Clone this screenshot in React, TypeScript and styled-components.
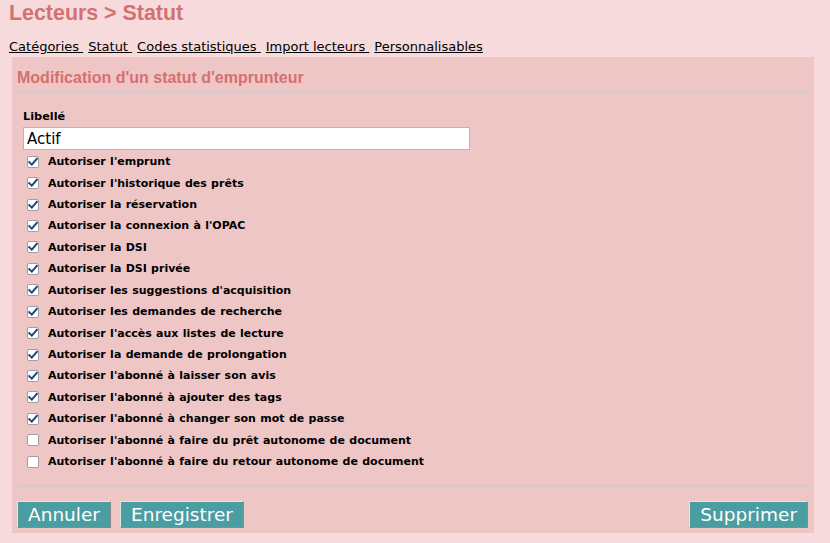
import React, { FC } from 'react';
import styled, { createGlobalStyle } from 'styled-components';

const GlobalStyle = createGlobalStyle`
  html, body {
    margin: 0;
    padding: 0;
    background: #f7dbdc;
  }
  body {
    font-family: "Liberation Sans", Arial, sans-serif;
    color: #000;
  }
`;

const Page = styled.div`
  width: 830px;
  height: 543px;
  padding: 1px 0 0 9px;
  box-sizing: border-box;
  overflow: hidden;
`;

const Title = styled.h1`
  margin: 0;
  font-family: "Liberation Sans", Arial, sans-serif;
  font-size: 21.4px;
  line-height: 24px;
  font-weight: bold;
  color: #d37170;
`;

const Tabs = styled.nav`
  display: flex;
  gap: 5px;
  margin-top: 14px;
  font-family: "DejaVu Sans", sans-serif;
  font-size: 13px;
  line-height: 15px;
`;

const Tab = styled.a`
  color: #000;
  text-decoration: underline;
  white-space: pre;
  cursor: pointer;
`;

const Panel = styled.section`
  width: 802px;
  margin: 3px 0 0 3px;
  padding: 12px 6px 5px 5px;
  box-sizing: border-box;
  background: #efc6c6;
`;

const Heading = styled.h2`
  margin: 0;
  padding-bottom: 4px;
  border-bottom: 2px solid #cfcdce;
  font-family: "Liberation Sans", Arial, sans-serif;
  font-size: 16px;
  line-height: 18px;
  font-weight: bold;
  color: #d37170;
`;

const Form = styled.div`
  padding: 17px 0 0 6px;
`;

const Label = styled.label`
  display: block;
  font-family: "DejaVu Sans", sans-serif;
  font-size: 11.3px;
  line-height: 14px;
  font-weight: bold;
`;

const TextInput = styled.input`
  display: block;
  width: 447px;
  height: 23px;
  margin-top: 3px;
  padding: 0 3px;
  box-sizing: border-box;
  border: 1px solid #a9bcc4;
  background: #fff;
  font-family: "DejaVu Sans", sans-serif;
  font-size: 15px;
  color: #000;
  outline: none;
`;

const Options = styled.div`
  display: flex;
  flex-direction: column;
  margin-top: 1px;
  padding-left: 4px;
`;

const Row = styled.label`
  display: flex;
  align-items: center;
  height: 21.43px;
  gap: 9px;
  font-family: "DejaVu Sans", sans-serif;
  font-size: 11px;
  font-weight: bold;
  word-spacing: 0.5px;
  cursor: pointer;
`;

const Box = styled.span`
  width: 12px;
  height: 12px;
  box-sizing: border-box;
  border: 1px solid #a0a0a0;
  border-radius: 2px;
  background: #fff;
  display: flex;
  align-items: center;
  justify-content: center;
  flex-shrink: 0;
`;

const Separator = styled.hr`
  margin: 13px 0 0;
  border: 0;
  border-top: 2px solid #cfcdce;
`;

const Actions = styled.div`
  display: flex;
  align-items: center;
  gap: 9px;
  margin-top: 14px;
`;

const Spacer = styled.div`
  flex: 1;
`;

const Button = styled.button`
  height: 27px;
  padding: 0 10px;
  border: 1px solid;
  border-color: #e4e4e4 #8a8a8a #8a8a8a #e4e4e4;
  background: #4a9da1;
  color: #fff;
  font-family: "DejaVu Sans", sans-serif;
  font-size: 18.5px;
  line-height: 25px;
  cursor: pointer;
`;

const Check: FC<{ checked: boolean }> = ({ checked }) => (
  <Box>
    {checked && (
      <svg width="10" height="10" viewBox="0 0 10 10">
        <path
          d="M1.3 5.2 L3.8 7.6 L8.8 1.8"
          fill="none"
          stroke="#17467d"
          strokeWidth="2"
          strokeLinecap="square"
        />
      </svg>
    )}
  </Box>
);

const tabs = [
  'Catégories\u00a0',
  'Statut\u00a0',
  'Codes statistiques\u00a0',
  'Import lecteurs\u00a0',
  'Personnalisables',
];

const options: [string, boolean][] = [
  ["Autoriser l'emprunt", true],
  ["Autoriser l'historique des prêts", true],
  ['Autoriser la réservation', true],
  ["Autoriser la connexion à l'OPAC", true],
  ['Autoriser la DSI', true],
  ['Autoriser la DSI privée', true],
  ["Autoriser les suggestions d'acquisition", true],
  ['Autoriser les demandes de recherche', true],
  ["Autoriser l'accès aux listes de lecture", true],
  ['Autoriser la demande de prolongation', true],
  ["Autoriser l'abonné à laisser son avis", true],
  ["Autoriser l'abonné à ajouter des tags", true],
  ["Autoriser l'abonné à changer son mot de passe", true],
  ["Autoriser l'abonné à faire du prêt autonome de document", false],
  ["Autoriser l'abonné à faire du retour autonome de document", false],
];

const App: FC = () => (
  <Page>
    <GlobalStyle />
    <Title>Lecteurs &gt; Statut</Title>
    <Tabs>
      {tabs.map(t => (
        <Tab key={t}>{t}</Tab>
      ))}
    </Tabs>
    <Panel>
      <Heading>Modification d'un statut d'emprunteur</Heading>
      <Form>
        <Label>Libellé</Label>
        <TextInput defaultValue="Actif" />
        <Options>
          {options.map(([text, checked]) => (
            <Row key={text}>
              <Check checked={checked} />
              {text}
            </Row>
          ))}
        </Options>
      </Form>
      <Separator />
      <Actions>
        <Button>Annuler</Button>
        <Button>Enregistrer</Button>
        <Spacer />
        <Button>Supprimer</Button>
      </Actions>
    </Panel>
  </Page>
);

export default App;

______

Requirement: Take the listing and print it again exactly, but without any pictures.

The completed task:
Clone this screenshot in React, TypeScript and styled-components.
import React, { FC } from 'react';
import styled, { createGlobalStyle } from 'styled-components';

const GlobalStyle = createGlobalStyle`
  html, body {
    margin: 0;
    padding: 0;
    background: #f7dbdc;
  }
  body {
    font-family: "Liberation Sans", Arial, sans-serif;
    color: #000;
  }
`;

const Page = styled.div`
  width: 830px;
  height: 543px;
  padding: 1px 0 0 9px;
  box-sizing: border-box;
  overflow: hidden;
`;

const Title = styled.h1`
  margin: 0;
  font-family: "Liberation Sans", Arial, sans-serif;
  font-size: 21.4px;
  line-height: 24px;
  font-weight: bold;
  color: #d37170;
`;

const Tabs = styled.nav`
  display: flex;
  gap: 5px;
  margin-top: 14px;
  font-family: "DejaVu Sans", sans-serif;
  font-size: 13px;
  line-height: 15px;
`;

const Tab = styled.a`
  color: #000;
  text-decoration: underline;
  white-space: pre;
  cursor: pointer;
`;

const Panel = styled.section`
  width: 802px;
  margin: 3px 0 0 3px;
  padding: 12px 6px 5px 5px;
  box-sizing: border-box;
  background: #efc6c6;
`;

const Heading = styled.h2`
  margin: 0;
  padding-bottom: 4px;
  border-bottom: 2px solid #cfcdce;
  font-family: "Liberation Sans", Arial, sans-serif;
  font-size: 16px;
  line-height: 18px;
  font-weight: bold;
  color: #d37170;
`;

const Form = styled.div`
  padding: 17px 0 0 6px;
`;

const Label = styled.label`
  display: block;
  font-family: "DejaVu Sans", sans-serif;
  font-size: 11.3px;
  line-height: 14px;
  font-weight: bold;
`;

const TextInput = styled.input`
  display: block;
  width: 447px;
  height: 23px;
  margin-top: 3px;
  padding: 0 3px;
  box-sizing: border-box;
  border: 1px solid #a9bcc4;
  background: #fff;
  font-family: "DejaVu Sans", sans-serif;
  font-size: 15px;
  color: #000;
  outline: none;
`;

const Options = styled.div`
  display: flex;
  flex-direction: column;
  margin-top: 1px;
  padding-left: 4px;
`;

const Row = styled.label`
  display: flex;
  align-items: center;
  height: 21.43px;
  gap: 9px;
  font-family: "DejaVu Sans", sans-serif;
  font-size: 11px;
  font-weight: bold;
  word-spacing: 0.5px;
  cursor: pointer;
`;

const Box = styled.span`
  width: 12px;
  height: 12px;
  box-sizing: border-box;
  border: 1px solid #a0a0a0;
  border-radius: 2px;
  background: #fff;
  display: flex;
  align-items: center;
  justify-content: center;
  flex-shrink: 0;
`;

const Separator = styled.hr`
  margin: 13px 0 0;
  border: 0;
  border-top: 2px solid #cfcdce;
`;

const Actions = styled.div`
  display: flex;
  align-items: center;
  gap: 9px;
  margin-top: 14px;
`;

const Spacer = styled.div`
  flex: 1;
`;

const Button = styled.button`
  height: 27px;
  padding: 0 10px;
  border: 1px solid;
  border-color: #e4e4e4 #8a8a8a #8a8a8a #e4e4e4;
  background: #4a9da1;
  color: #fff;
  font-family: "DejaVu Sans", sans-serif;
  font-size: 18.5px;
  line-height: 25px;
  cursor: pointer;
`;

const Check: FC<{ checked: boolean }> = ({ checked }) => (
  <Box>
    {checked && (
      <svg width="10" height="10" viewBox="0 0 10 10">
        <path
          d="M1.3 5.2 L3.8 7.6 L8.8 1.8"
          fill="none"
          stroke="#17467d"
          strokeWidth="2"
          strokeLinecap="square"
        />
      </svg>
    )}
  </Box>
);

const tabs = [
  'Catégories\u00a0',
  'Statut\u00a0',
  'Codes statistiques\u00a0',
  'Import lecteurs\u00a0',
  'Personnalisables',
];

const options: [string, boolean][] = [
  ["Autoriser l'emprunt", true],
  ["Autoriser l'historique des prêts", true],
  ['Autoriser la réservation', true],
  ["Autoriser la connexion à l'OPAC", true],
  ['Autoriser la DSI', true],
  ['Autoriser la DSI privée', true],
  ["Autoriser les suggestions d'acquisition", true],
  ['Autoriser les demandes de recherche', true],
  ["Autoriser l'accès aux listes de lecture", true],
  ['Autoriser la demande de prolongation', true],
  ["Autoriser l'abonné à laisser son avis", true],
  ["Autoriser l'abonné à ajouter des tags", true],
  ["Autoriser l'abonné à changer son mot de passe", true],
  ["Autoriser l'abonné à faire du prêt autonome de document", false],
  ["Autoriser l'abonné à faire du retour autonome de document", false],
];

const App: FC = () => (
  <Page>
    <GlobalStyle />
    <Title>Lecteurs &gt; Statut</Title>
    <Tabs>
      {tabs.map(t => (
        <Tab key={t}>{t}</Tab>
      ))}
    </Tabs>
    <Panel>
      <Heading>Modification d'un statut d'emprunteur</Heading>
      <Form>
        <Label>Libellé</Label>
        <TextInput defaultValue="Actif" />
        <Options>
          {options.map(([text, checked]) => (
            <Row key={text}>
              <Check checked={checked} />
              {text}
            </Row>
          ))}
        </Options>
      </Form>
      <Separator />
      <Actions>
        <Button>Annuler</Button>
        <Button>Enregistrer</Button>
        <Spacer />
        <Button>Supprimer</Button>
      </Actions>
    </Panel>
  </Page>
);

export default App;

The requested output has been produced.